[start]

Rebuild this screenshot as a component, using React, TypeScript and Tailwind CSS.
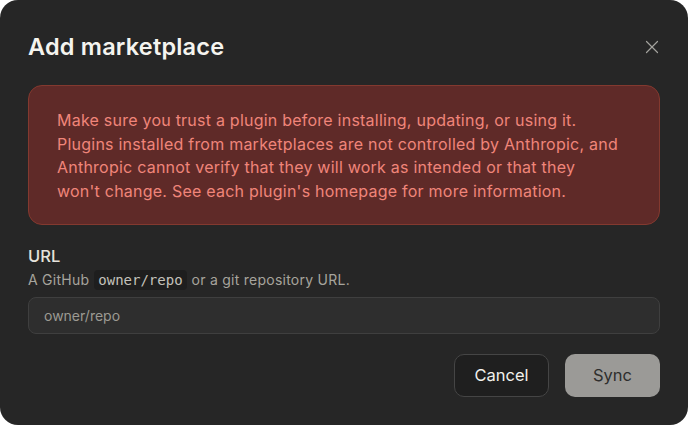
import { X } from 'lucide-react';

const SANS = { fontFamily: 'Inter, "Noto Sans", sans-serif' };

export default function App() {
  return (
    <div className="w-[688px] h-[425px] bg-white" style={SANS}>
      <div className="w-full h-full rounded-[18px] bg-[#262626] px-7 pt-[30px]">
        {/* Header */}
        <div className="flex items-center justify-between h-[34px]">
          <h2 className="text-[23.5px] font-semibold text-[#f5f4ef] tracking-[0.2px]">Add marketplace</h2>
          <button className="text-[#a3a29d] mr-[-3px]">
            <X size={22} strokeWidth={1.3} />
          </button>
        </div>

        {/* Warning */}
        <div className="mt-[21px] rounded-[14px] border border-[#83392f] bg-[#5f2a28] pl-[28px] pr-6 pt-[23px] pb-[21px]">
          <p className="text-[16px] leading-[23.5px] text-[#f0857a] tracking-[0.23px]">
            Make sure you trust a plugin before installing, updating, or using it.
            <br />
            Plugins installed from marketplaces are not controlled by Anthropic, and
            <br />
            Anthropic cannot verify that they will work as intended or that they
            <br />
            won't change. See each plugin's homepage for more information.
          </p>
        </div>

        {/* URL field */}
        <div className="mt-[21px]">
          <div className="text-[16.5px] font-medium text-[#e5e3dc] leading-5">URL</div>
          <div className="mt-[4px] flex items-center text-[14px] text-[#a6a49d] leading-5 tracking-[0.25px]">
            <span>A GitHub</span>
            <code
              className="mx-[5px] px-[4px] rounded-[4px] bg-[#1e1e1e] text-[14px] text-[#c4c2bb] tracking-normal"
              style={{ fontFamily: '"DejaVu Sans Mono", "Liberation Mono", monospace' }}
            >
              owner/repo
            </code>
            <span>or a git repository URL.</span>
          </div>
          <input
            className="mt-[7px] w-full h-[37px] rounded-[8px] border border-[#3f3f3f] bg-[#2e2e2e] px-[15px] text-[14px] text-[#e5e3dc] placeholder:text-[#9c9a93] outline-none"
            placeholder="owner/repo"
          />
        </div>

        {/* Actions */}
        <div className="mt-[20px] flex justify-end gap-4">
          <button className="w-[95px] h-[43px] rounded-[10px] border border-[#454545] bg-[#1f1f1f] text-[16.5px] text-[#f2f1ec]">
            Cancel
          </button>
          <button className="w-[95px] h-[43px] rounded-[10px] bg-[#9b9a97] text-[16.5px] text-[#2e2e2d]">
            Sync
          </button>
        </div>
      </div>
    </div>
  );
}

[end]

### Stated problem
Restate the data above exactly, stripping out each image.

### The reply
Rebuild this screenshot as a component, using React, TypeScript and Tailwind CSS.
import { X } from 'lucide-react';

const SANS = { fontFamily: 'Inter, "Noto Sans", sans-serif' };

export default function App() {
  return (
    <div className="w-[688px] h-[425px] bg-white" style={SANS}>
      <div className="w-full h-full rounded-[18px] bg-[#262626] px-7 pt-[30px]">
        {/* Header */}
        <div className="flex items-center justify-between h-[34px]">
          <h2 className="text-[23.5px] font-semibold text-[#f5f4ef] tracking-[0.2px]">Add marketplace</h2>
          <button className="text-[#a3a29d] mr-[-3px]">
            <X size={22} strokeWidth={1.3} />
          </button>
        </div>

        {/* Warning */}
        <div className="mt-[21px] rounded-[14px] border border-[#83392f] bg-[#5f2a28] pl-[28px] pr-6 pt-[23px] pb-[21px]">
          <p className="text-[16px] leading-[23.5px] text-[#f0857a] tracking-[0.23px]">
            Make sure you trust a plugin before installing, updating, or using it.
            <br />
            Plugins installed from marketplaces are not controlled by Anthropic, and
            <br />
            Anthropic cannot verify that they will work as intended or that they
            <br />
            won't change. See each plugin's homepage for more information.
          </p>
        </div>

        {/* URL field */}
        <div className="mt-[21px]">
          <div className="text-[16.5px] font-medium text-[#e5e3dc] leading-5">URL</div>
          <div className="mt-[4px] flex items-center text-[14px] text-[#a6a49d] leading-5 tracking-[0.25px]">
            <span>A GitHub</span>
            <code
              className="mx-[5px] px-[4px] rounded-[4px] bg-[#1e1e1e] text-[14px] text-[#c4c2bb] tracking-normal"
              style={{ fontFamily: '"DejaVu Sans Mono", "Liberation Mono", monospace' }}
            >
              owner/repo
            </code>
            <span>or a git repository URL.</span>
          </div>
          <input
            className="mt-[7px] w-full h-[37px] rounded-[8px] border border-[#3f3f3f] bg-[#2e2e2e] px-[15px] text-[14px] text-[#e5e3dc] placeholder:text-[#9c9a93] outline-none"
            placeholder="owner/repo"
          />
        </div>

        {/* Actions */}
        <div className="mt-[20px] flex justify-end gap-4">
          <button className="w-[95px] h-[43px] rounded-[10px] border border-[#454545] bg-[#1f1f1f] text-[16.5px] text-[#f2f1ec]">
            Cancel
          </button>
          <button className="w-[95px] h-[43px] rounded-[10px] bg-[#9b9a97] text-[16.5px] text-[#2e2e2d]">
            Sync
          </button>
        </div>
      </div>
    </div>
  );
}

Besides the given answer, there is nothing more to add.